Four years later, based on above results, Price, McNeil and Irene et al. [34, 37] further characterized the luminescence center in a-SiOxNy films. The experimental results excluded the origin of PL emission from Si dangling bonds, NBOHC [38, 39] and N dangling bonds, as well as silicon nanocrystals. The recombination mechanism of a complete PL spectrum in near-stoichiometric a-SiOxNy:H films must be associated with both band tail states and defect states.

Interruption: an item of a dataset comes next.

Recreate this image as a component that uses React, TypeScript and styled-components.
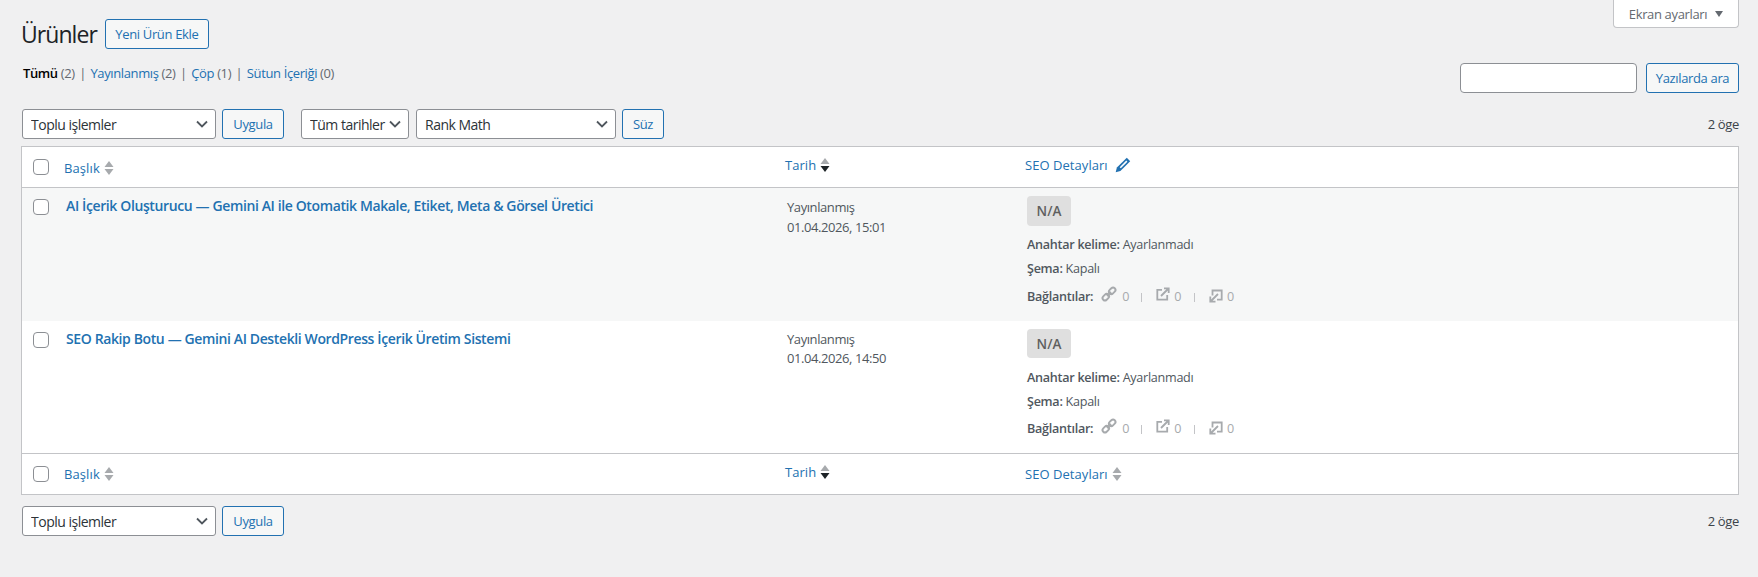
import React from "react";
import styled, { createGlobalStyle } from "styled-components";

const Global = createGlobalStyle`
  html, body { margin: 0; padding: 0; background: #f0f0f1; }
  body { font-family: "Open Sans", "Noto Sans", sans-serif; font-size: 13px; color: #3c434a; letter-spacing: -0.35px; }
  * { box-sizing: border-box; }
`;

const Page = styled.div`
  width: 1758px;
  height: 577px;
  padding: 0 19px 0 21px;
  overflow: hidden;
`;
const ScreenRow = styled.div`
  display: flex;
  justify-content: flex-end;
  height: 19px;
`;
const ScreenTab = styled.button`
  width: 126px;
  height: 28px;
  flex: none;
  display: flex;
  align-items: center;
  justify-content: center;
  gap: 8px;
  background: #fff;
  border: 1px solid #c3c4c7;
  border-top: none;
  border-radius: 0 0 4px 4px;
  color: #646970;
  font: inherit;
  font-size: 13px;
  letter-spacing: inherit;
  padding: 0;
`;
const Caret = styled.span`
  width: 0;
  height: 0;
  border-left: 4.5px solid transparent;
  border-right: 4.5px solid transparent;
  border-top: 6px solid #646970;
`;
const Heading = styled.div`
  display: flex;
  align-items: center;
  gap: 8px;
  height: 30px;
`;
const Title = styled.h1`
  margin: 0;
  font-size: 23px;
  font-weight: 400;
  color: #1d2327;
  letter-spacing: -0.95px;
`;
const Btn = styled.button<{ $w: number }>`
  width: ${(p) => p.$w}px;
  height: 30px;
  flex: none;
  padding: 0;
  background: #f6f7f7;
  border: 1px solid #2271b1;
  border-radius: 3px;
  color: #2271b1;
  font: inherit;
  font-size: 13px;
  letter-spacing: inherit;
`;
const SearchRow = styled.div`
  display: flex;
  justify-content: space-between;
  height: 30px;
  margin-top: 14px;
`;
const Subsub = styled.div`
  display: flex;
  align-items: center;
  height: 20px;
  padding-left: 2px;
  color: #646970;
  letter-spacing: -0.38px;
`;
const Sep = styled.span`
  margin: 0 4.5px;
  color: #646970;
`;
const SubLink = styled.a<{ $current?: boolean }>`
  color: ${(p) => (p.$current ? "#000" : "#2271b1")};
  font-weight: ${(p) => (p.$current ? 600 : 400)};
  margin-right: 3px;
`;
const SearchBox = styled.div`
  display: flex;
  gap: 9px;
`;
const SearchInput = styled.input`
  width: 177px;
  height: 30px;
  background: #fff;
  border: 1px solid #8c8f94;
  border-radius: 4px;
`;
const Toolbar = styled.div<{ $bottom?: boolean }>`
  display: flex;
  align-items: center;
  height: 30px;
  margin-top: ${(p) => (p.$bottom ? 11 : 16)}px;
  padding-left: 1px;
`;
const chevron = `url("data:image/svg+xml,%3Csvg xmlns='http://www.w3.org/2000/svg' width='12' height='8' viewBox='0 0 12 8'%3E%3Cpath d='M1 1.5l5 5 5-5' fill='none' stroke='%2350575e' stroke-width='1.8'/%3E%3C/svg%3E")`;
const Select = styled.select<{ $w: number; $ml?: number }>`
  appearance: none;
  width: ${(p) => p.$w}px;
  margin-left: ${(p) => p.$ml ?? 0}px;
  height: 30px;
  flex: none;
  padding: 0 20px 0 8px;
  background: #fff ${chevron} no-repeat right 7px center;
  border: 1px solid #8c8f94;
  border-radius: 3px;
  color: #2c3338;
  font: inherit;
  font-size: 14px;
  letter-spacing: -0.5px;
`;
const ApplyBtn = styled(Btn)<{ $ml: number }>`
  margin-left: ${(p) => p.$ml}px;
`;
const Count = styled.span`
  margin-left: auto;
  color: #3c434a;
`;
const Table = styled.table`
  width: 1718px;
  margin-top: 7px;
  table-layout: fixed;
  border-collapse: separate;
  border-spacing: 0;
  background: #fff;
  border: 1px solid #c3c4c7;
`;
const CheckCol = styled.col`
  width: 34px;
`;
const TitleCol = styled.col`
  width: 721px;
`;
const DateCol = styled.col`
  width: 240px;
`;
const HeadCell = styled.th<{ $line?: "top" | "bottom" }>`
  height: 41px;
  padding: 0;
  font-weight: 400;
  text-align: left;
  vertical-align: middle;
  ${(p) => p.$line === "top" && "border-top: 1px solid #c3c4c7;"}
  ${(p) => p.$line === "bottom" && "border-bottom: 1px solid #c3c4c7;"}
`;
const Box = styled.input.attrs({ type: "checkbox" })<{ $mt?: number }>`
  appearance: none;
  display: block;
  width: 16px;
  height: 16px;
  margin: ${(p) => p.$mt ?? 0}px 0 0 11px;
  background: #fff;
  border: 1px solid #8c8f94;
  border-radius: 4px;
`;
const SortLink = styled.a<{ $raise?: number; $wide?: boolean }>`
  display: inline-flex;
  align-items: center;
  gap: 4px;
  margin-left: 8px;
  color: #2271b1;
  letter-spacing: ${(p) => (p.$wide ? "0.1px" : "0.05px")};
  position: relative;
  top: ${(p) => -(p.$raise ?? 0)}px;
`;
const Row = styled.tr<{ $alt?: boolean }>`
  background: ${(p) => (p.$alt ? "#f6f7f7" : "#fff")};
`;
const Cell = styled.td<{ $h: number; $pt?: number }>`
  height: ${(p) => p.$h}px;
  padding: ${(p) => p.$pt ?? 0}px 10px 0;
  vertical-align: top;
`;
const BoxCell = styled.td`
  padding: 0;
  vertical-align: top;
`;
const RowTitle = styled.a`
  display: block;
  color: #2271b1;
  font-size: 14px;
  font-weight: 600;
  line-height: 19px;
  letter-spacing: -0.38px;
`;
const DateLine = styled.div<{ $lh: number }>`
  line-height: ${(p) => p.$lh}px;
  color: #50575e;
  letter-spacing: -0.42px;
`;
const Badge = styled.div<{ $h: number }>`
  width: 44px;
  height: ${(p) => p.$h}px;
  display: flex;
  align-items: center;
  justify-content: center;
  background: #dfdfdf;
  border-radius: 4px;
  color: #5f5f5f;
  font-size: 13.5px;
  font-weight: 600;
  letter-spacing: 0;
`;
const Meta = styled.div<{ $mt: number }>`
  display: flex;
  align-items: center;
  height: 18px;
  margin-top: ${(p) => p.$mt}px;
  color: #50575e;
  font-size: 12.6px;
  letter-spacing: -0.28px;
`;
const Strong = styled.b`
  font-weight: 600;
  margin-right: 3px;
`;
const Links = styled.span`
  display: inline-flex;
  align-items: center;
  margin-left: 5px;
  color: #a7aaad;
`;
const LinkItem = styled.span`
  display: inline-flex;
  align-items: center;
  gap: 4px;
`;
const Bar = styled.span<{ $ml: number }>`
  width: 1px;
  height: 9px;
  margin: 2px 14px 0 ${(p) => p.$ml}px;
  background: #c3c4c7;
`;

const Sort = ({ dark }: { dark?: boolean }) => (
  <svg width="10" height="16" viewBox="0 0 10 16">
    <path d="M5 1l4.5 6h-9z" fill="#a7aaad" />
    <path d="M5 15L.5 9h9z" fill={dark ? "#1d2327" : "#a7aaad"} />
  </svg>
);
const Pencil = () => (
  <svg width="16" height="16" viewBox="0 0 16 16" style={{ marginLeft: 3 }}>
    <path d="M11.8.8l3.4 3.4-9.8 9.8-4.7 1.2 1.2-4.7z" fill="#2271b1" />
    <path d="M11.3 3.6l1.1 1.1-6.6 6.6-1.1-1.1z" fill="#fff" />
  </svg>
);
const LinkIcon = () => (
  <svg width="16" height="16" viewBox="0 0 16 16" fill="none" stroke="#a7aaad" strokeWidth="1.9" style={{ marginTop: -5, marginRight: 1 }}>
    <rect x="-3.6" y="-2.4" width="7.2" height="4.8" rx="2.4" transform="translate(4.8 11.2) rotate(-45)" />
    <rect x="-3.6" y="-2.4" width="7.2" height="4.8" rx="2.4" transform="translate(11.2 4.8) rotate(-45)" />
    <path d="M6 10l4-4" />
  </svg>
);
const External = () => (
  <svg width="14" height="14" viewBox="0 0 14 14" fill="none" stroke="#a7aaad" strokeWidth="1.8" style={{ marginTop: -4 }}>
    <path d="M6 2.8H1.3v9.9h9.9V8" />
    <path d="M5 9l7-7M8 1.3h4.7V6" />
  </svg>
);
const Internal = () => (
  <svg width="14" height="14" viewBox="0 0 14 14" fill="none" stroke="#a7aaad" strokeWidth="1.8" style={{ marginTop: -1 }}>
    <path d="M3.5 6.5V1.5h9.2v9.2H8" />
    <path d="M9 5l-7 7M1.3 7.5v5.2h5.2" />
  </svg>
);

const Seo = ({ first }: { first?: boolean }) => (
  <>
    <Badge $h={first ? 30 : 29}>N/A</Badge>
    <Meta $mt={first ? 9 : 10}>
      <Strong>Anahtar kelime:</Strong> Ayarlanmadı
    </Meta>
    <Meta $mt={6}>
      <Strong>Şema:</Strong> Kapalı
    </Meta>
    <Meta $mt={first ? 10 : 9}>
      <Strong>Bağlantılar:</Strong>
      <Links>
        <LinkItem><LinkIcon />0</LinkItem>
        <Bar $ml={12} />
        <LinkItem><External />0</LinkItem>
        <Bar $ml={13} />
        <LinkItem><Internal />0</LinkItem>
      </Links>
    </Meta>
  </>
);

const Head = ({ line, footer }: { line: "top" | "bottom"; footer?: boolean }) => (
  <tr>
    <HeadCell $line={line}><Box /></HeadCell>
    <HeadCell $line={line}><SortLink $wide $raise={footer ? 0 : -1}>Başlık <Sort /></SortLink></HeadCell>
    <HeadCell $line={line}><SortLink $raise={2}>Tarih <Sort dark /></SortLink></HeadCell>
    <HeadCell $line={line}>
      <SortLink $raise={footer ? 0 : 2}>SEO Detayları {footer ? <Sort /> : <Pencil />}</SortLink>
    </HeadCell>
  </tr>
);

export default function App() {
  return (
    <Page>
      <Global />
      <ScreenRow>
        <ScreenTab>Ekran ayarları <Caret /></ScreenTab>
      </ScreenRow>
      <Heading>
        <Title>Ürünler</Title>
        <Btn $w={104}>Yeni Ürün Ekle</Btn>
      </Heading>
      <SearchRow>
        <Subsub>
          <SubLink $current>Tümü</SubLink> (2)<Sep>|</Sep>
          <SubLink>Yayınlanmış</SubLink> (2)<Sep>|</Sep>
          <SubLink>Çöp</SubLink> (1)<Sep>|</Sep>
          <SubLink>Sütun İçeriği</SubLink> (0)
        </Subsub>
        <SearchBox>
          <SearchInput />
          <Btn $w={93}>Yazılarda ara</Btn>
        </SearchBox>
      </SearchRow>
      <Toolbar>
        <Select $w={194}><option>Toplu işlemler</option></Select>
        <ApplyBtn $w={62} $ml={6}>Uygula</ApplyBtn>
        <Select $w={108} $ml={17}><option>Tüm tarihler</option></Select>
        <Select $w={200} $ml={7}><option>Rank Math</option></Select>
        <ApplyBtn $w={42} $ml={6}>Süz</ApplyBtn>
        <Count>2 öge</Count>
      </Toolbar>
      <Table>
        <colgroup>
          <CheckCol /><TitleCol /><DateCol /><col />
        </colgroup>
        <thead><Head line="bottom" /></thead>
        <tbody>
          <Row $alt>
            <BoxCell><Box $mt={11} /></BoxCell>
            <Cell $h={133} $pt={8}>
              <RowTitle>AI İçerik Oluşturucu — Gemini AI ile Otomatik Makale, Etiket, Meta &amp; Görsel Üretici</RowTitle>
            </Cell>
            <Cell $h={133} $pt={9}>
              <DateLine $lh={20}>Yayınlanmış</DateLine>
              <DateLine $lh={20}>01.04.2026, 15:01</DateLine>
            </Cell>
            <Cell $h={133} $pt={8}><Seo first /></Cell>
          </Row>
          <Row>
            <BoxCell><Box $mt={11} /></BoxCell>
            <Cell $h={132} $pt={8}>
              <RowTitle>SEO Rakip Botu — Gemini AI Destekli WordPress İçerik Üretim Sistemi</RowTitle>
            </Cell>
            <Cell $h={132} $pt={9}>
              <DateLine $lh={19}>Yayınlanmış</DateLine>
              <DateLine $lh={19}>01.04.2026, 14:50</DateLine>
            </Cell>
            <Cell $h={132} $pt={8}><Seo /></Cell>
          </Row>
        </tbody>
        <tfoot><Head line="top" footer /></tfoot>
      </Table>
      <Toolbar $bottom>
        <Select $w={194}><option>Toplu işlemler</option></Select>
        <ApplyBtn $w={62} $ml={6}>Uygula</ApplyBtn>
        <Count>2 öge</Count>
      </Toolbar>
    </Page>
  );
}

At the beginning of the 2000s, Noma et al. [40], reported that the four PL peaks appearing in the range from 2 to 5 eV had been observed in oxygen-rich a-SiOxNy:H films, deposited by PECVD using SiH4, N2O, and N2 as reaction gases. The study combining with FTIR, XPS, electron spin resonance (ESR) and scanning electron micrographs (SEM) indicated that the two peaks of 2.7 and 4.4 eV were originated from silicon homo-bonds, and the other broad peaks located around 2.6–2.9 eV were due to the Si-N bonds in the gathering regions of Si-N bonds. Furthermore, since the samples were prepared by PECVD using SiH4 gas source, a-SiOxNy:H samples contained hydrogen. In order to eliminate the effect of hydrogen, the samples were prepared by nitridation of silicon dioxide and, thus, were free of hydrogen [33]. The results of the emission spectrum, excitation spectrum and time-resolved PL (TRPL) spectrum, combined with the theoretical analysis, again confirmed that the origin of the PL with its peak in the range of 2.6–2.9 eV was from the Si-N bonds in a-SiOxNy film, and thus irrelevant to hydrogen content.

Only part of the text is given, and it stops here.